I’d be a sorry sort of Discordian if I gave anyone lip over how they conducted their spiritual business.  Heck, I routinely beg my deity NOT to intervene: “lemme have this one, ‘kay? You can do what you want with me after.” 

This never works, by the way. What we want and what The Universe wants often has nothing to do with each other.  I find myself infested with its merciless directives, seething with manifestation, which in my case takes the form of my favourite characters from my books taking up permanent residence in my head. I can’t complain, because (ahem) I get results.

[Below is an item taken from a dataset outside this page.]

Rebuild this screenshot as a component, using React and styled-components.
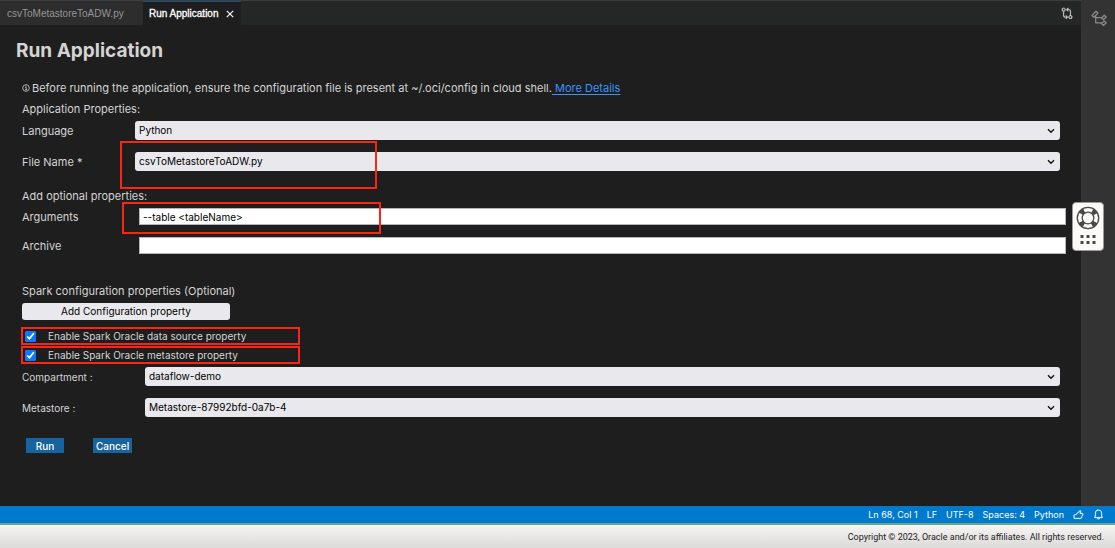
import React from 'react';
import styled, { createGlobalStyle } from 'styled-components'
import { VscGitCompare, VscThumbsup, VscBell } from 'react-icons/vsc'

const App = () => {
    return (
        <Page>
            <GlobalStyle />
            <Workbench>
                <Editor>
                    <TabBar>
                        <Tab type="button">csvToMetastoreToADW.py</Tab>
                        <Tab type="button" $active>Run Application <CloseIcon /></Tab>
                        <TabAction type="button" aria-label="Compare changes"><VscGitCompare /></TabAction>
                    </TabBar>
                    <RunForm />
                </Editor>
                <ActivityBar>
                    <OutlineIcon />
                </ActivityBar>
                <HelpWidget type="button" aria-label="Help">
                    <LifeRingIcon />
                    <GripIcon />
                </HelpWidget>
            </Workbench>
            <StatusBar>
                <span>Ln 68, Col 1</span>
                <span>LF</span>
                <span>UTF-8</span>
                <span>Spaces: 4</span>
                <span>Python</span>
                <VscThumbsup />
                <VscBell />
            </StatusBar>
            <Footer>Copyright © 2023, Oracle and/or its affiliates. All rights reserved.</Footer>
        </Page>
    )
}

const RunForm = () => (
    <Form onSubmit={(e) => e.preventDefault()}>
        <Title>Run Application</Title>
        <Notice>
            <InfoIcon />
            <p>
                Before running the application, ensure the configuration file is present at ~/.oci/config in cloud shell.
                <a href="#details"> More Details</a>
            </p>
        </Notice>
        <Group>
            <GroupTitle>Application Properties:</GroupTitle>
            <SelectField id="language" label="Language" value="Python" />
            <SelectField id="file" label="File Name *" value="csvToMetastoreToADW.py" mark={<FileMark />} />
        </Group>
        <Group>
            <GroupTitle>Add optional properties:</GroupTitle>
            <Row $labelWidth={117} $wide>
                <label htmlFor="arguments">Arguments</label>
                <Input id="arguments" type="text" defaultValue="--table <tableName>" />
                <ArgumentsMark />
            </Row>
            <Row $labelWidth={117} $wide>
                <label htmlFor="archive">Archive</label>
                <Input id="archive" type="text" />
            </Row>
        </Group>
        <Group $apart>
            <GroupTitle>Spark configuration properties (Optional)</GroupTitle>
            <AddButton type="button">Add Configuration property</AddButton>
        </Group>
        <Checks>
            <CheckLabel>
                <Checkbox type="checkbox" defaultChecked />
                Enable Spark Oracle data source property
            </CheckLabel>
            <CheckLabel>
                <Checkbox type="checkbox" defaultChecked />
                Enable Spark Oracle metastore property
            </CheckLabel>
        </Checks>
        <SelectField id="compartment" label="Compartment :" value="dataflow-demo" labelWidth={123} small />
        <SelectField id="metastore" label="Metastore :" value="Metastore-87992bfd-0a7b-4" labelWidth={123} small />
        <Actions>
            <ActionButton type="submit">Run</ActionButton>
            <ActionButton type="button">Cancel</ActionButton>
        </Actions>
    </Form>
)

const SelectField = ({ id, label, value, labelWidth = 113, small, mark }) => (
    <Row $labelWidth={labelWidth} $small={small}>
        <label htmlFor={id}>{label}</label>
        <SelectBox>
            <Select id={id} defaultValue={value}>
                <option>{value}</option>
            </Select>
            <ChevronIcon />
        </SelectBox>
        {mark}
    </Row>
)

const CloseIcon = () => (
    <svg width="8" height="8" viewBox="0 0 8 8" stroke="currentColor" strokeWidth="1.1">
        <path d="M0.8 0.8l6.4 6.4M7.2 0.8l-6.4 6.4" />
    </svg>
)

const InfoIcon = () => (
    <svg width="8" height="8" viewBox="0 0 8 8" fill="none" stroke="currentColor" strokeWidth="0.8">
        <circle cx="4" cy="4" r="3.3" />
        <path d="M3.2 3.4h1v2.2M3.1 5.7h2M3.9 1.8v0.9" />
    </svg>
)

const ChevronIcon = () => (
    <svg width="8" height="6" viewBox="0 0 8 6" fill="none" stroke="#111" strokeWidth="1.4">
        <path d="M1 1.2l3 3 3-3" />
    </svg>
)

const OutlineIcon = () => (
    <svg width="16" height="16" viewBox="0 0 16 16" fill="none" stroke="currentColor" strokeWidth="1.3" strokeLinejoin="round">
        <path d="M1 5.4l4-4.2 2 1.8-4 4.2z" />
        <path d="M4.7 5.6v7.2h6M4.7 7.6h6" />
        <path d="M10.6 7.9l2.6-2.6 2 1.7-2.7 2.6zM10.4 13.6l2.7-2.6 2.1 1.8-2.7 2.5z" />
    </svg>
)

const LifeRingIcon = () => (
    <svg width="24" height="24" viewBox="0 0 24 24" fill="none">
        <circle cx="12" cy="12" r="8.2" stroke="#4a4846" strokeWidth="5" strokeDasharray="4.4 8.48" strokeDashoffset="-4.24" />
        <circle cx="12" cy="12" r="10.7" stroke="#4a4846" strokeWidth="1.3" />
        <circle cx="12" cy="12" r="5.8" stroke="#4a4846" strokeWidth="1.3" />
    </svg>
)

const GripIcon = () => (
    <svg width="16" height="10" viewBox="0 0 16 10" fill="#4a4846">
        <path d="M0.5 0h3v3h-3zM6.5 0h3v3h-3zM12.5 0h3v3h-3zM0.5 6h3v3h-3zM6.5 6h3v3h-3zM12.5 6h3v3h-3z" />
    </svg>
)

const GlobalStyle = createGlobalStyle`
*{
    box-sizing: border-box;
    margin: 0;
    padding: 0;
}
body{
    background: #1e1e1e;
    color: #d4d4d4;
    font-family: Inter, "Liberation Sans", sans-serif;
    font-size: 11px;
}
button, input, select{
    font-family: inherit;
    font-size: 10px;
    border: none;
}
svg{
    flex-shrink: 0;
}
`
const Page = styled.div`
display: flex;
flex-direction: column;
min-height: 100vh;
`
const Workbench = styled.main`
position: relative;
display: flex;
flex: 1;
`
const Editor = styled.section`
flex: 1;
min-width: 0;
`
const TabBar = styled.div`
display: flex;
height: 25px;
background: #252626;
border-top: 1px solid #3a3d3d;
`
const Tab = styled.button`
display: flex;
align-items: center;
gap: 7px;
padding: 0 7px 0 ${({ $active }) => ($active ? '6px' : '7px')};
min-width: ${({ $active }) => ($active ? '97px' : '143px')};
background: ${({ $active }) => ($active ? '#1e1e1e' : '#2d2d2d')};
color: ${({ $active }) => ($active ? '#ffffff' : '#969696')};
border-top: 1px solid ${({ $active }) => ($active ? '#1f4f78' : '#2d2d2d')};
font-family: "Liberation Sans", sans-serif;
-webkit-text-stroke: ${({ $active }) => ($active ? '0.3px' : '0')};
`
const TabAction = styled.button`
margin-left: auto;
padding: 0 8px;
background: none;
color: #d0d0d0;
svg{
    display: block;
    width: 12px;
    height: 12px;
    stroke: currentColor;
    stroke-width: 0.4px;
}
`
const ActivityBar = styled.aside`
width: 34px;
padding: 10px;
background: #333333;
color: #8a8a8a;
svg{
    display: block;
}
`
const HelpWidget = styled.button`
position: absolute;
top: 202px;
right: 11px;
display: flex;
flex-direction: column;
align-items: center;
gap: 5px;
width: 32px;
height: 49px;
padding-top: 3px;
background: #fbfaf8;
border: 1px solid #9a9a98;
border-radius: 4px;
`
const Form = styled.form`
padding: 13px 21px 48px 22px;
`
const Title = styled.h1`
margin: 0 0 15px -6px;
font-size: 19px;
line-height: 26px;
font-weight: 700;
`
const Notice = styled.div`
display: flex;
align-items: center;
gap: 2px;
margin-bottom: 3px;
line-height: 18px;
a{
    color: #3794ff;
    white-space: pre;
    text-underline-offset: 2px;
}
`
const Group = styled.section`
margin-bottom: ${({ $apart }) => ($apart ? '7px' : '16px')};
padding-top: ${({ $apart }) => ($apart ? '12px' : '0')};
`
const GroupTitle = styled.h2`
font-size: 11px;
font-weight: 400;
line-height: 18px;
margin-bottom: 3px;
`
const Row = styled.div`
position: relative;
display: grid;
grid-template-columns: ${({ $labelWidth }) => $labelWidth}px 1fr;
align-items: center;
margin-right: ${({ $wide }) => ($wide ? '-6px' : '0')};
margin-bottom: 12px;
font-size: ${({ $small }) => ($small ? '10px' : '11px')};
`
const SelectBox = styled.div`
display: grid;
align-items: center;
svg{
    grid-area: 1 / 1;
    justify-self: end;
    margin-right: 5px;
    pointer-events: none;
}
`
const Select = styled.select`
grid-area: 1 / 1;
appearance: none;
width: 100%;
height: 19px;
padding: 0 4px 2px;
background: #e9e8ed;
border-radius: 3px;
color: #000000;
`
const Input = styled.input`
width: 100%;
height: 17px;
padding: 0 3px;
background: #ffffff;
border: 1px solid #b4b4bc;
color: #000000;
`
const AddButton = styled.button`
display: block;
width: 208px;
height: 17px;
padding-bottom: 2px;
background: #e9e8ed;
border-radius: 3px;
color: #000000;
`
const Mark = styled.span`
position: absolute;
border: 2px solid #fb2514;
pointer-events: none;
`
const FileMark = styled(Mark)`
top: -11px;
left: 98px;
width: 257px;
height: 48px;
`
const ArgumentsMark = styled(Mark)`
top: -6px;
left: 100px;
width: 259px;
height: 32px;
`
const Checks = styled.div`
display: flex;
flex-direction: column;
gap: 1px;
width: 279px;
margin: 0 0 3px -1px;
`
const CheckLabel = styled.label`
display: flex;
align-items: center;
gap: 12px;
height: 18px;
padding: 0 2px;
border: 2px solid #fb2514;
font-size: 10px;
`
const Checkbox = styled.input`
width: 11px;
height: 11px;
accent-color: #0a78ff;
`
const Actions = styled.div`
display: flex;
gap: 29px;
padding: 9px 4px 0;
`
const ActionButton = styled.button`
min-width: 38px;
height: 15px;
padding: 0 3px;
background: #1763a0;
color: #ffffff;
font-weight: 500;
`
const StatusBar = styled.div`
display: flex;
justify-content: flex-end;
align-items: center;
gap: 9px;
height: 19px;
padding-right: 11px;
background: #007acc;
border-bottom: 2px solid #6aa586;
color: #ffffff;
font-size: 9px;
svg{
    width: 11px;
    height: 11px;
    stroke: currentColor;
    stroke-width: 0.4px;
}
`
const Footer = styled.footer`
height: 23px;
padding-right: 11px;
background: linear-gradient(#f7f5f3, #dcdad8);
color: #1c1c1c;
font-family: Roboto, sans-serif;
font-size: 9px;
line-height: 25px;
text-align: right;
`
export default App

Their energy, their imaginary love for me sustains me as if they were real people standing beside me, even when I’m at my worst.  They both are and are not real.  What matters is that it works.

So I will gleefully cling to my belief that no sane person holding a quartz while they meditate seriously thinks the rock is doing anything other than being something to pay attention to.  That’s all magick is.  Paying attention like never before.  Paying so much attention to some stupid shiny rock in your hand, glowing in the flicker of beeswax candles, that you don’t notice everything you’ve ever wanted sneaking up behind you, waiting for you to properly open your eyes.